There are many other question that can be answered by NLP classification techniques:
- Did a specific person author this specific text?
- How was the person feeling when they wrote this?
- What gender was the author of this text?
- What genre does this text belong to?
And my favorite classification application: readability analysis! If you've never seen the Hemmingway App, peruse this picture:
This screengrab not only demonstrates a few cool applications of NLP classifiers (readability score, "hard to read" sentences) and other syntactic analysis concepts like part-of-speech tagging ("2 adverbs") but you can also see another feature of NLP solutions: "your" is tagged as misspelled. Remember, you're dealing with statistical models and you will have false-positives and false-negatives, so make sure there's a tolerance for error in your system before you start applying NLP tools.
Designed by researchers who want to punish people with young children, pharmacy robot menus are intelligent phonecall answering systems that listen to your speech and decipher what service you want to access. "I want to refill a prescription" you might say, over your 8-year old yelling about his day at school. "I did not understand you," the robot would respond. Then you mash zero on the number pad until you can speak to an actual human.
There are many applications of NLP here, including speech recognition, text-to-speech, and yet another categorization (there are finite actions a caller wants to execute; which is the most likely given a particular word or phrase?).
Most people are familiar with speech recognition, as digital assistance such as Siri and Google Assistant can compose texts, emails, etc. with reasonable accuracy. And, at least in the context of phone menu systems, there has been automated speech generation for decades: "Your prescription will be ready, by, FIVE.... THIRTY... SEVEN... AM. Have a great day!"
The newer menu systems take advantage of some really cool developments in synthesis techniques, mostly built on concatenation synthesis. Instead of recording someone saying "Your prescription will be ready by" and then clips of them saying every number, the speech is synthesized from a pool of smaller units of sound, such as diphones. There are also advances being made in the prosodic (melodic) aspect of generated speech, which makes the phone systems sound more "human".
We've covered a lot of ground but it only scratches the surface of NLP's abilities when it comes to language analysis. The list of examples I've cultivated are on the more practical end of the NLP spectrum. There are many, many examples of NLP usage for the more esoteric, language-specific applications, such as "given a word like 'baking', what is the root?" ("bake") or "given some text that covers multiple topics, where does one topic end and the next begin?"
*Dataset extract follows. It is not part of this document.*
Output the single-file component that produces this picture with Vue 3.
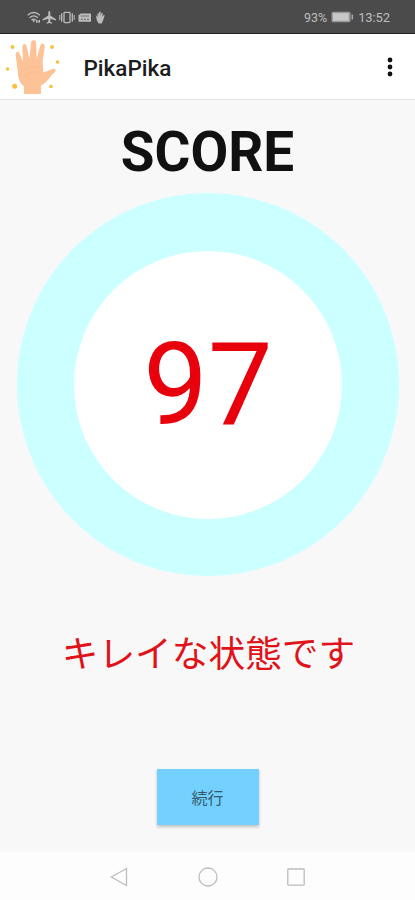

The latter questions are endlessly fascinating to people with an interest in language, but it's hard to make it sound exciting to those whose recollections of middle-school sentence diagrams are accompanied by a shudder.
In closing, could your application benefit from:
- the ability to parse a natural sentence in order to react to it automatically?
- scanning and reacting to written text?
- categorizing a chunk of text into specific buckets, such as: (spam/not spam), (the writer was happy/the writer was not happy), (6th/7th/8th grade reading level)?
- the ability to speak to a person, with a dynamic script?
- the ability to record and react to human speech?
If so, it may be time to repress those sentence-diagram shudders and start leaning into NLP!